Sept. 20, 2019
Changing the narrative: Progress and challenges of improving osteoarthris (OA) care
“In rich countries, health care costs are rising faster than economic growth. We need to eliminate low-value interventions and practices,” said Dr. Stefan Lohmander, MD, PhD, at the recent Cy Frank Legacy Lecture in Calgary.
Lohmander, an orthopaedic surgeon from Lund University, Sweden, and a world leader in using patient reported outcomes to evaluate care, delivered his lecture to an audience in Calgary, before traveling to Edmonton, Ottawa and London ON for similar presentations.
Lohmander’s provocative talk focused on how OA care needs to change.

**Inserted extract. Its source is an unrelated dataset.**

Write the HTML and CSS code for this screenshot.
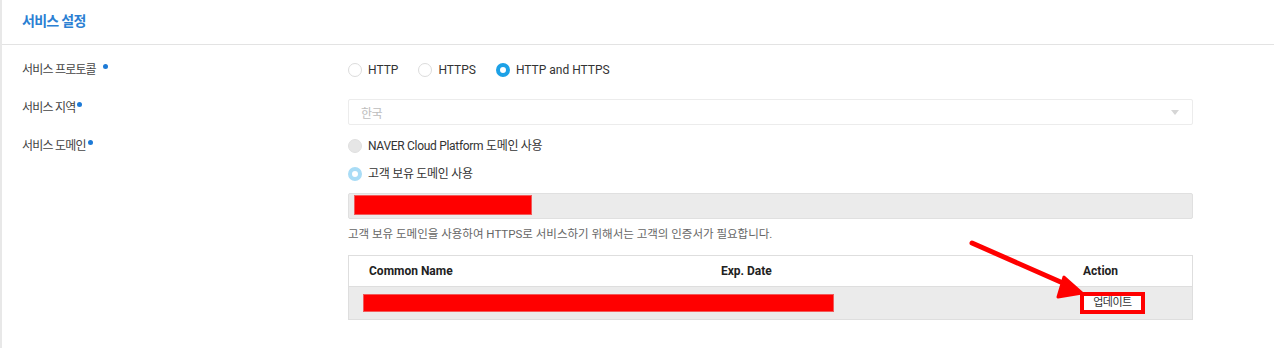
FILE: index.html
```html
<!DOCTYPE html>
<html>
    <head>
        <meta http-equiv="content-type" content="text/html;charset=utf-8">
        <title>서비스 설정</title>
        <link rel="stylesheet" href="styles.css">
    </head>
    <body>
        <div class="panel">
            <!-- 제목 -->
            <div class="panel-head">
                <h2 class="title">서비스 설정</h2>
            </div>
            <div class="form">
                <!-- 프로토콜 -->
                <div class="row row-protocol">
                    <div class="label">서비스 프로토콜<span class="req req-far"></span></div>
                    <div class="field radios">
                        <label class="radio"><span class="dot"></span>HTTP</label>
                        <label class="radio"><span class="dot"></span>HTTPS</label>
                        <label class="radio"><span class="dot on"></span>HTTP and HTTPS</label>
                    </div>
                </div>
                <!-- 지역 -->
                <div class="row row-region">
                    <div class="label">서비스 지역<span class="req"></span></div>
                    <div class="field">
                        <div class="select">
                            <span class="placeholder">한국</span>
                            <span class="caret"></span>
                        </div>
                    </div>
                </div>
                <!-- 도메인 -->
                <div class="row row-domain">
                    <div class="label">서비스 도메인<span class="req"></span></div>
                    <div class="field">
                        <label class="radio option"><span class="dot disabled"></span>NAVER Cloud Platform 도메인 사용</label>
                        <label class="radio option second"><span class="dot soft"></span>고객 보유 도메인 사용</label>
                        <div class="input">
                            <span class="redact redact-input"></span>
                        </div>
                        <p class="help">고객 보유 도메인을 사용하여 HTTPS로 서비스하기 위해서는 고객의 인증서가 필요합니다.</p>
                        <div class="table">
                            <div class="th">Common Name</div>
                            <div class="th">Exp. Date</div>
                            <div class="th">Action</div>
                            <div class="td td-wide"><span class="redact redact-row"></span></div>
                            <div class="td td-action"><button class="btn-update">업데이트</button></div>
                        </div>
                    </div>
                </div>
            </div>
            <!-- 표시 화살표 -->
            <svg class="arrow" width="130" height="70" viewBox="0 0 130 70">
                <line x1="4" y1="4" x2="104" y2="48" stroke="#ff0000" stroke-width="5" stroke-linecap="round"/>
                <polygon points="114,54 96,38 90,58" fill="#ff0000" stroke="#ff0000" stroke-width="3" stroke-linejoin="round"/>
            </svg>
        </div>
    </body>
</html>
```

FILE: styles.css
```css
body {
    margin: 0;
    background: #fff;
    font-family: Roboto, "Noto Sans CJK KR", sans-serif;
    font-size: 12px;
    color: #333;
}
.panel {
    position: relative;
    height: 348px;
    border-left: 2px solid #e8e8e8;
    box-sizing: border-box;
}
/* 제목 */
.panel-head {
    height: 44px;
    border-bottom: 1px solid #e3e3e3;
    padding-left: 20px;
    display: flex;
    align-items: center;
}
.title {
    margin: 0;
    font-size: 14px;
    font-weight: bold;
    color: #2b80d3;
    letter-spacing: -0.7px;
    margin-top: -5px;
}
/* 폼 */
.form {
    padding-left: 20px;
    padding-top: 15px;
}
.row {
    display: flex;
}
.label {
    width: 326px;
    flex: none;
    line-height: 20px;
    letter-spacing: -0.8px;
    color: #444;
}
.req {
    display: inline-block;
    width: 5px;
    height: 5px;
    border-radius: 50%;
    background: #1d7ad6;
    vertical-align: top;
    margin-top: 4px;
    margin-left: 2px;
}
.req-far {
    margin-left: 7px;
}
.field {
    width: 845px;
}
.row-region {
    margin-top: 19px;
}
.row-region .label {
    margin-top: -1px;
}
.row-domain {
    margin-top: 11px;
}
/* 라디오 */
.radios {
    display: flex;
    gap: 20px;
}
.radio {
    display: flex;
    align-items: center;
    height: 20px;
    line-height: 20px;
    color: #333;
}
.option {
    letter-spacing: -0.3px;
}
.option.second {
    margin-top: 8px;
}
.dot {
    width: 14px;
    height: 14px;
    box-sizing: border-box;
    border: 1px solid #dcdcdc;
    border-radius: 50%;
    background: #fff;
    margin-right: 6px;
}
.dot.on {
    border: 4px solid #1da1e6;
}
.dot.disabled {
    background: #e6e6e6;
    border-color: #e0e0e0;
}
.dot.soft {
    border: 4px solid #a9dcf6;
}
/* 셀렉트 */
.select {
    height: 26px;
    box-sizing: border-box;
    border: 1px solid #ececec;
    border-radius: 2px;
    display: flex;
    align-items: center;
    justify-content: space-between;
    padding: 0 12px;
}
.placeholder {
    color: #bdbdbd;
    letter-spacing: -0.5px;
}
.caret {
    width: 0;
    height: 0;
    border-left: 4px solid transparent;
    border-right: 4px solid transparent;
    border-top: 5px solid #d6d6d6;
    margin-right: 1px;
}
/* 입력 */
.input {
    margin-top: 9px;
    height: 26px;
    box-sizing: border-box;
    background: #ebebeb;
    border: 1px solid #e0e0e0;
    border-radius: 2px;
    padding: 1px 5px;
}
.redact {
    display: block;
    background: #ff0000;
    border: 1px solid #f25a5a;
    box-sizing: border-box;
}
.redact-input {
    width: 178px;
    height: 20px;
}
.help {
    margin: 7px 0 0;
    line-height: 16px;
    font-size: 11.5px;
    color: #666;
}
/* 인증서 표 */
.table {
    margin-top: 13px;
    display: grid;
    grid-template-columns: 352px 362px 1fr;
    border: 1px solid #dedede;
}
.th {
    height: 30px;
    line-height: 30px;
    padding-left: 20px;
    font-weight: bold;
    color: #222;
    border-bottom: 1px solid #dedede;
}
.td {
    background: #ebebeb;
    height: 32px;
    display: flex;
    align-items: center;
}
.td-wide {
    grid-column: span 2;
    padding-left: 14px;
}
.redact-row {
    width: 471px;
    height: 18px;
}
.td-action {
    padding-left: 17px;
}
.btn-update {
    width: 65px;
    height: 22px;
    box-sizing: border-box;
    border: 4px solid #ff0000;
    background: #fff;
    font-family: Roboto, "Noto Sans CJK KR", sans-serif;
    font-size: 11px;
    color: #333;
    letter-spacing: -0.5px;
    padding: 0;
    line-height: 14px;
}
/* 화살표 주석 */
.arrow {
    position: absolute;
    left: 966px;
    top: 239px;
}
```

Stressing the importance of exercise as an effective OA drug, Lohmander raised concerns about prescribing opioids for pain relief in OA patients. “The evidence shows that NSAIDS (non-steroidal anti-inflammatory drugs, such as ibuprofen) and opioids offer similar pain relief in OA. Why, then, are doctors prescribing opioids for OA? This has to stop.”
Lohmander also discussed the overuse of arthroscopic surgery for knee pain in middle-aged and older patients. “There are a series of studies that show that lifestyle modifications and exercise are as effective as arthroscopic surgery in the management of the painful knee in middle aged patients,” said Lohmander. “Given this, why would we prescribe surgery, which is costly and carries some risk. This is low value care.”
“Trying to get this message out is swimming upstream. There is obviously some resistance to these changes,” said Lohmander. “We need to change the message, change the treatment focus and put the patient in charge. It’s not about decreasing OA, it’s about decreasing the burden of OA.”